There is no other marine research activity like it in the Atlantic and it is a very important expedition for the marine science community, producing a unique dataset that is used by researchers around the world.
It also provides the opportunity to directly monitor changes in this expansive and dynamic ocean, and it is these somewhat challenging qualities of the Atlantic that can be largely overcome with frequent satellite imagery, by allowing a much wider view of the ocean and key oceanographic factors.
The NEODAAS team provided satellite images every week day throughout the 6 week voyage. These images presented the factors of sea surface temperature from the Sentinel 3 SLSTR sensor, and chlorophyll levels from the Sentinel 3 OLCI sensor. In total, the team provided 259 composite satellite images at the highest special resolution of 300m.

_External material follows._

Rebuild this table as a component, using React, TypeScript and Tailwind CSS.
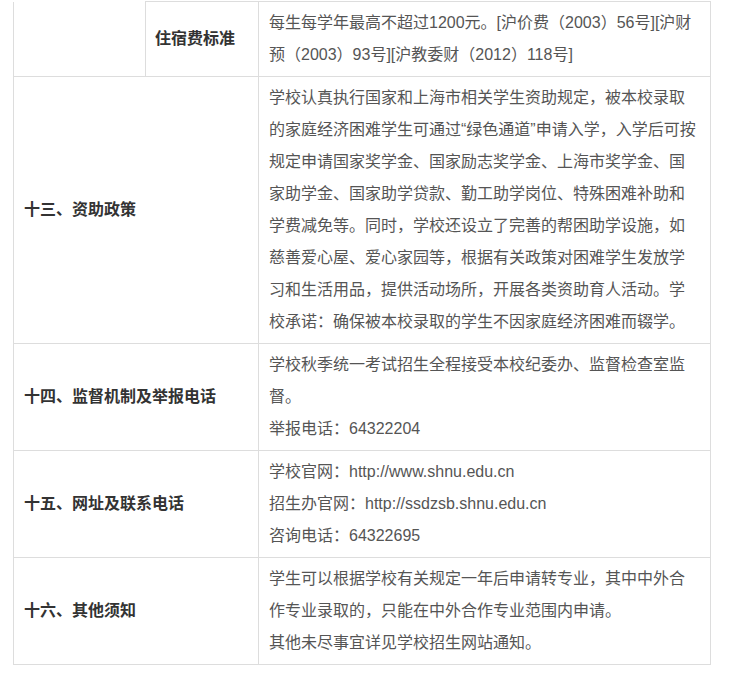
import React from 'react';

const FONT = '"Liberation Sans", "Noto Sans CJK SC", sans-serif';

// narrow Latin quotes, as the source page renders them
const Q = ({ c }: { c: string }) => (
  <span style={{ fontFamily: '"Liberation Sans", sans-serif' }}>{c}</span>
);

interface Row {
  head: string;
  lines: React.ReactNode[];
}

const rows: Row[] = [
  {
    head: '十三、资助政策',
    lines: [
      '学校认真执行国家和上海市相关学生资助规定，被本校录取',
      <>的家庭经济困难学生可通过<Q c="“" />绿色通道<Q c="”" />申请入学，入学后可按</>,
      '规定申请国家奖学金、国家励志奖学金、上海市奖学金、国',
      '家助学金、国家助学贷款、勤工助学岗位、特殊困难补助和',
      '学费减免等。同时，学校还设立了完善的帮困助学设施，如',
      '慈善爱心屋、爱心家园等，根据有关政策对困难学生发放学',
      '习和生活用品，提供活动场所，开展各类资助育人活动。学',
      '校承诺：确保被本校录取的学生不因家庭经济困难而辍学。',
    ],
  },
  {
    head: '十四、监督机制及举报电话',
    lines: ['学校秋季统一考试招生全程接受本校纪委办、监督检查室监', '督。', '举报电话：64322204'],
  },
  {
    head: '十五、网址及联系电话',
    lines: ['学校官网：http://www.shnu.edu.cn', '招生办官网：http://ssdzsb.shnu.edu.cn', '咨询电话：64322695'],
  },
  {
    head: '十六、其他须知',
    lines: ['学生可以根据学校有关规定一年后申请转专业，其中中外合', '作专业录取的，只能在中外合作专业范围内申请。', '其他未尽事宜详见学校招生网站通知。'],
  },
];

const cell = 'border border-[#dddddd] pr-3 py-[5px] align-middle';

function Lines({ lines }: { lines: React.ReactNode[] }) {
  return (
    <>
      {lines.map((l, i) => (
        <div key={i} className="whitespace-nowrap">{l}</div>
      ))}
    </>
  );
}

export default function App() {
  return (
    <div className="bg-white w-[730px] h-[676px] pt-px" style={{ fontFamily: FONT }}>
      <table className="ml-[13px] w-[697px] table-fixed border-collapse text-[16px] leading-[32px]">
        <colgroup>
          <col className="w-[132px]" />
          <col className="w-[113px]" />
          <col className="w-[452px]" />
        </colgroup>
        <tbody>
          <tr>
            <td className={`${cell} border-t-0`} />
            <td className={`${cell} font-bold text-[#333333] pl-[9px]`}>住宿费标准</td>
            <td className={`${cell} text-[#555555] pl-[10px]`}>
              <Lines lines={['每生每学年最高不超过1200元。[沪价费（2003）56号][沪财', '预（2003）93号][沪教委财（2012）118号]']} />
            </td>
          </tr>
          {rows.map(r => (
            <tr key={r.head}>
              <td colSpan={2} className={`${cell} font-bold text-[#333333] pl-[10px]`}>{r.head}</td>
              <td className={`${cell} text-[#555555] pl-[10px]`}>
                <Lines lines={r.lines} />
              </td>
            </tr>
          ))}
        </tbody>
      </table>
    </div>
  );
}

They were also able to provide products to suit the shifting needs of the mission, such as enhanced ocean colour to highlight plankton blooms and potential sargassum patches.

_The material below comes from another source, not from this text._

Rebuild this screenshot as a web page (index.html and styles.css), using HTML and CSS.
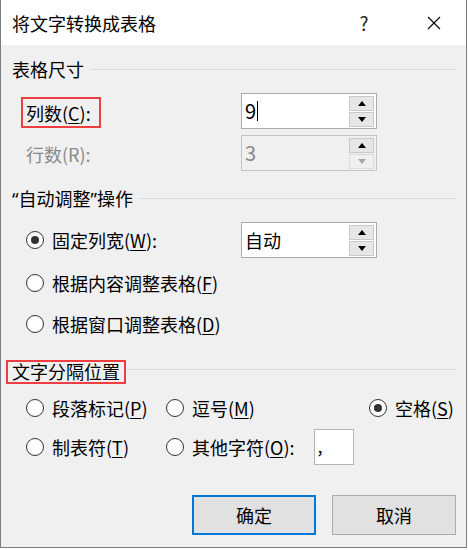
FILE: index.html
```html
<!DOCTYPE html>
<html lang="zh-CN">
<head>
<meta charset="utf-8">
<title>将文字转换成表格</title>
<link rel="stylesheet" href="styles.css">
</head>
<body>
<div class="window">
  <div class="titlebar">
    <span class="title">将文字转换成表格</span>
    <span class="help">?</span>
    <span class="close">
      <svg width="14" height="14" viewBox="0 0 14 14"><path d="M1 1 L13 13 M13 1 L1 13" stroke="#000" stroke-width="1.1" fill="none"/></svg>
    </span>
  </div>
  <div class="content">
    <div class="group-head gh1">
      <span class="group-title">表格尺寸</span><span class="rule"></span>
    </div>
    <div class="field-row fr1">
      <span class="field-label hl">列数(<u>C</u>):</span>
      <div class="spin">
        <span class="spin-value num">9<span class="caret"></span></span>
        <div class="spin-btns">
          <span class="sbtn"><span class="tri up"></span></span>
          <span class="sbtn"><span class="tri down"></span></span>
        </div>
      </div>
    </div>
    <div class="field-row fr2">
      <span class="field-label disabled">行数(R):</span>
      <div class="spin spin-disabled">
        <span class="spin-value num disabled">3</span>
        <div class="spin-btns">
          <span class="sbtn"><span class="tri up"></span></span>
          <span class="sbtn sbtn-off"><span class="tri down off"></span></span>
        </div>
      </div>
    </div>

    <div class="group-head gh2">
      <span class="group-title"><span class="q">“</span>自动调整<span class="q">”</span>操作</span><span class="rule"></span>
    </div>
    <div class="radio-row rr1">
      <span class="radio-item wide"><span class="radio checked"></span><span class="rlabel">固定列宽(<u>W</u>):</span></span>
      <div class="spin">
        <span class="spin-value">自动</span>
        <div class="spin-btns">
          <span class="sbtn"><span class="tri up"></span></span>
          <span class="sbtn"><span class="tri down"></span></span>
        </div>
      </div>
    </div>
    <div class="radio-row rr2">
      <span class="radio-item"><span class="radio"></span><span class="rlabel">根据内容调整表格(<u>F</u>)</span></span>
    </div>
    <div class="radio-row rr3">
      <span class="radio-item"><span class="radio"></span><span class="rlabel">根据窗口调整表格(<u>D</u>)</span></span>
    </div>

    <div class="group-head gh3">
      <span class="group-title hl">文字分隔位置</span><span class="rule"></span>
    </div>
    <div class="sep-row sr1">
      <span class="radio-item"><span class="radio"></span><span class="rlabel">段落标记(<u>P</u>)</span></span>
      <span class="radio-item"><span class="radio"></span><span class="rlabel">逗号(<u>M</u>)</span></span>
      <span class="radio-item"><span class="radio checked"></span><span class="rlabel">空格(<u>S</u>)</span></span>
    </div>
    <div class="sep-row sr2">
      <span class="radio-item"><span class="radio"></span><span class="rlabel">制表符(<u>T</u>)</span></span>
      <span class="radio-item"><span class="radio"></span><span class="rlabel">其他字符(<u>O</u>):</span><span class="char-box">,</span></span>
    </div>

    <div class="buttons">
      <span class="btn btn-default">确定</span>
      <span class="btn">取消</span>
    </div>
  </div>
</div>
</body>
</html>
```

FILE: styles.css
```css
html, body {
  margin: 0;
  padding: 0;
  background: #ffffff;
}
body {
  font-family: "Noto Sans CJK SC", "Noto Sans", sans-serif;
  font-size: 18px;
  color: #000;
}
u {
  text-decoration: underline;
  text-underline-offset: 2px;
  text-decoration-thickness: 1px;
}
.q {
  font-family: "Noto Sans", "DejaVu Sans", sans-serif;
}
.window {
  box-sizing: border-box;
  width: 467px;
  height: 548px;
  border: 1px solid #7c7c7c;
  border-top: none;
  background: #f0f0f0;
  display: flex;
  flex-direction: column;
}
.titlebar {
  height: 45px;
  background: #ffffff;
  display: flex;
  align-items: center;
  padding-left: 11px;
  padding-right: 9px;
}
.title {
  flex: 1;
  line-height: 1;
  font-size: 18px;
}
.help {
  width: 46px;
  text-align: center;
  font-size: 19px;
  line-height: 1;
  color: #222;
  margin-right: 24px;
}
.close {
  width: 46px;
  height: 45px;
  display: flex;
  align-items: center;
  justify-content: center;
}
.close svg { display: block; }

.content {
  display: flex;
  flex-direction: column;
}

/* group headers */
.group-head {
  height: 24px;
  display: flex;
  padding-left: 5px;
  padding-right: 9px;
}
.group-title {
  box-sizing: border-box;
  height: 24px;
  padding: 0 4px;
  border: 2px solid transparent;
  line-height: 19px;
  white-space: nowrap;
}
.group-title.hl { border-color: #ef3e42; }
.rule {
  flex: 1;
  height: 1px;
  background: #dadada;
  margin-top: 11px;
}
.gh1 { margin-top: 13px; }
.gh2 { margin-top: 16px; }
.gh3 { margin-top: 18px; }
.gh3 .rule { margin-top: 9px; }

/* spin fields */
.field-row {
  height: 36px;
  display: flex;
  padding-left: 20px;
}
.fr1 { margin-top: 11px; }
.fr2 { margin-top: 6px; }
.field-label {
  box-sizing: border-box;
  width: 220px;
  flex: none;
  display: flex;
  align-items: center;
}
.field-label.hl {
  width: 80px;
  height: 31px;
  margin-right: 140px;
  margin-top: 4px;
  border: 2px solid #ef3e42;
  padding-left: 3px;
  line-height: 1;
}
.field-label.disabled {
  padding-left: 5px;
  margin-top: 2px;
}
.disabled { color: #8a8a8a; }

.spin {
  box-sizing: border-box;
  width: 136px;
  height: 36px;
  border: 1px solid #acacac;
  background: #ffffff;
  display: flex;
  align-items: flex-start;
}
.spin-disabled { background: #f0f0f0; border-color: #c4c4c4; }
.spin-value {
  flex: 1;
  padding-left: 3px;
  height: 34px;
  display: flex;
  align-items: center;
  line-height: 1;
}
.spin-value.num { font-size: 20px; }
.caret {
  display: inline-block;
  width: 1px;
  height: 20px;
  background: #000;
  margin-left: 1px;
}
.spin-btns {
  display: flex;
  flex-direction: column;
  gap: 1px;
  margin-top: 2px;
  margin-right: 2px;
}
.sbtn {
  box-sizing: border-box;
  width: 25px;
  height: 15px;
  border: 1px solid #c9c9c9;
  background: #e6e6e6;
  display: flex;
  align-items: center;
  justify-content: center;
}
.sbtn-off { background: #f0f0f0; border-color: #dcdcdc; }
.tri {
  width: 0;
  height: 0;
  border-left: 4.5px solid transparent;
  border-right: 4.5px solid transparent;
}
.tri.up { border-bottom: 5px solid #000; }
.tri.down { border-top: 5px solid #000; }
.tri.down.off { border-top-color: #a6a6a6; }

/* radios */
.radio-row {
  height: 36px;
  display: flex;
  align-items: center;
  padding-left: 25px;
}
.rr1 { margin-top: 11px; }
.rr2 { margin-top: 7px; }
.rr3 { margin-top: 5px; }
.radio-item {
  display: flex;
  align-items: center;
  white-space: nowrap;
}
.radio-item.wide { width: 215px; }
.radio {
  box-sizing: border-box;
  width: 18px;
  height: 18px;
  border: 1px solid #333;
  border-radius: 50%;
  background: #fff;
  display: flex;
  align-items: center;
  justify-content: center;
  flex: none;
}
.radio.checked::after {
  content: "";
  width: 8px;
  height: 8px;
  border-radius: 50%;
  background: #333;
}
.rlabel {
  margin-left: 8px;
  line-height: 1;
}

.sep-row {
  height: 36px;
  display: grid;
  grid-template-columns: 140px 203px auto;
  align-items: center;
  padding-left: 25px;
}
.sr1 { margin-top: 6px; }
.sr2 { margin-top: 3px; }
.char-box {
  box-sizing: border-box;
  width: 40px;
  height: 36px;
  margin-left: 19px;
  border: 1px solid #b4b4b4;
  background: #fff;
  padding-left: 3px;
  line-height: 30px;
}

/* buttons */
.buttons {
  display: flex;
  justify-content: flex-end;
  gap: 16px;
  padding-right: 10px;
  margin-top: 30px;
}
.btn {
  box-sizing: border-box;
  width: 124px;
  height: 40px;
  background: #e1e1e1;
  border: 1px solid #adadad;
  display: flex;
  align-items: center;
  justify-content: center;
  line-height: 1;
}
.btn-default {
  border: 2px solid #0078d7;
}
```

Dr Gavin Tilstone, scientist onboard AMT30 and Bio-optical Oceanographer at Plymouth Marine Laboratory, commented:
“The support that NEODAAS provides is extremely valuable to the scientists involved with AMT. NEODAAS’ near-real time satellite imagery provides a wider perspective of the oceanographic conditions ahead and around the ship, such as areas of high phytoplankton biomass, which help us to improve the quality of our data collection and plan our experiments. For example, this year the satellite images helped us navigate toward large patches of sargassum to facilitate sampling it for further research. In turn, we take measurements for validating the satellite imagery that we are provided by NEODAAS so that they can refine the quality of the products that they send out to the UK oceanographic community.”
Silvia Pardo, Research Scientist in NEODAAS, added:
“As well as providing near-real time data while the cruise is ongoing, NEODAAS utilises data collected during AMT to validate satellite data products they are providing. For example, data from previous AMT cruises helped determine the most accurate chlorophyll retrieval algorithm which was then used to provide data for this cruise.”